The cruise industry is ready to sail. And it’s calling out the Centers for Disease Control and Prevention for what it views as unfair treatment more than a year after being shut down by the health authority in U.S. waters due to the COVID-19 pandemic.

Cruise Lines International Association, the industry’s leading trade organization, is urging the CDC to lift its “framework for conditional sailing order” to allow cruising to resume in phases by the start of July.

“The outdated CSO, which was issued almost five months ago, does not reflect the industry’s proven advancements and success operating in other parts of the world, nor the advent of vaccines, and unfairly treats cruises differently,” Kelly Craighead, president and CEO of CLIA, which represents 95% of ocean-going cruise capacity, said in a statement.

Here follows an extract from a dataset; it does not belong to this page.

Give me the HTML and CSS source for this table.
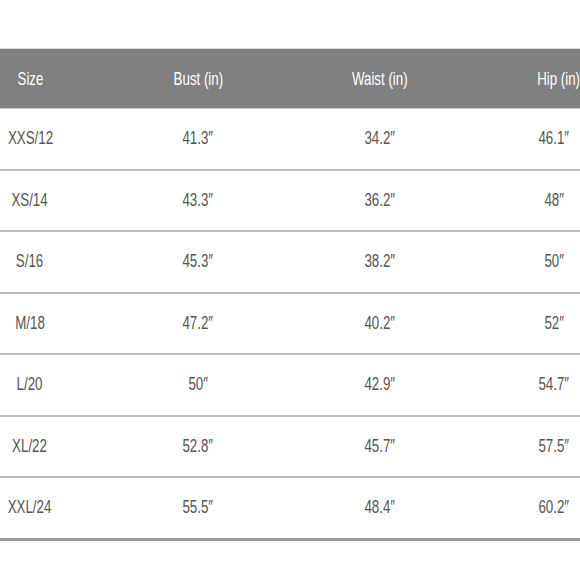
FILE: index.html
```html
<!DOCTYPE html>
<html lang="en">
<head>
<meta charset="utf-8">
<title>Size Chart</title>
<link rel="stylesheet" href="styles.css">
</head>
<body>
<div class="chart">
  <div class="row head">
    <div class="cell"><span>Size</span></div>
    <div class="cell"><span>Bust (in)</span></div>
    <div class="cell"><span>Waist (in)</span></div>
    <div class="cell"><span>Hip (in)</span></div>
  </div>
  <div class="row"><div class="cell"><span>XXS/12</span></div><div class="cell"><span>41.3″</span></div><div class="cell"><span>34.2″</span></div><div class="cell"><span>46.1″</span></div></div>
  <div class="row"><div class="cell"><span>XS/14</span></div><div class="cell"><span>43.3″</span></div><div class="cell"><span>36.2″</span></div><div class="cell"><span>48″</span></div></div>
  <div class="row"><div class="cell"><span>S/16</span></div><div class="cell"><span>45.3″</span></div><div class="cell"><span>38.2″</span></div><div class="cell"><span>50″</span></div></div>
  <div class="row"><div class="cell"><span>M/18</span></div><div class="cell"><span>47.2″</span></div><div class="cell"><span>40.2″</span></div><div class="cell"><span>52″</span></div></div>
  <div class="row"><div class="cell"><span>L/20</span></div><div class="cell"><span>50″</span></div><div class="cell"><span>42.9″</span></div><div class="cell"><span>54.7″</span></div></div>
  <div class="row"><div class="cell"><span>XL/22</span></div><div class="cell"><span>52.8″</span></div><div class="cell"><span>45.7″</span></div><div class="cell"><span>57.5″</span></div></div>
  <div class="row last"><div class="cell"><span>XXL/24</span></div><div class="cell"><span>55.5″</span></div><div class="cell"><span>48.4″</span></div><div class="cell"><span>60.2″</span></div></div>
</div>
</body>
</html>
```

FILE: styles.css
```css
html, body {
  margin: 0;
  padding: 0;
  background: #ffffff;
}

body {
  font-family: "Liberation Sans", Arial, sans-serif;
  color: #555555;
}

.chart {
  width: 580px;
  padding-top: 48px;
}

.row {
  display: grid;
  grid-template-columns: 60px 276px 88px 156px;
  height: 59.5px;
  align-items: center;
  border-bottom: 2px solid #bdbdbd;
}

.row.head {
  height: 59px;
  background: #808080;
  color: #ffffff;
  border-top: 1px solid #d6d6d6;
  border-bottom: 1px solid #cfcfcf;
}

.row.last {
  border-bottom: 3px solid #9a9a9a;
}

.cell {
  text-align: center;
  font-size: 18px;
  white-space: nowrap;
}

.cell:last-child {
  padding-left: 104px;
}

.cell span {
  display: inline-block;
  transform: scaleX(0.74);
}

.head .cell {
  font-size: 19px;
}

.head .cell span {
  transform: scaleX(0.7);
}
```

CLIA noted in a release that since the CDC’s order was issued in October, the CDC hasn’t issued additional guidance as it said it would.

USA TODAY has reached out to the CDC for comment. 

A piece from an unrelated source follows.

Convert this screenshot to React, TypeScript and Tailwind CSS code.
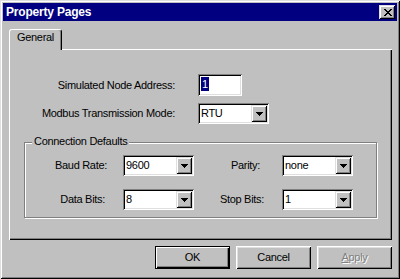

“The lack of any action by the CDC has effectively banned all sailings in the largest cruise market in the world,” CLIA said. Cruising, CLIA claimed, is the “only sector” of the American economy that remains shut down.

“Cruise lines should be treated the same as other travel, tourism, hospitality and entertainment sectors,” Craighead said.

CLIA said the industry’s desire to resume cruising in July is in line with President Joe Biden’s forecast for normalcy in the United States.

Why cruising has had such a long COVID shutdown 

Cruising was in the spotlight at the start of the COVID-19 pandemic when Princess Cruises’ Diamond Princess was forced to quarantine early in 2020. The ship suffered an outbreak infecting more than 700 on board and killing more than a dozen. It was the first ship of many, including its sister ship Grand Princess, to experience COVID-19-related outbreaks. 

Cruise ships’ close-contact environments increase the risk of spreading infectious diseases, and that risk of spread doesn’t stop when passengers disembark at ports or at the end of a journey, Dr. Martin Cetron, director for the Division of Global Migration and Quarantine for the CDC, told USA TODAY last year.

“Now the virus is amplified … and scattered,” Cetron said in July. “It’s quite clear this is a formula for accelerated introduction, transmission and then accelerated spread.”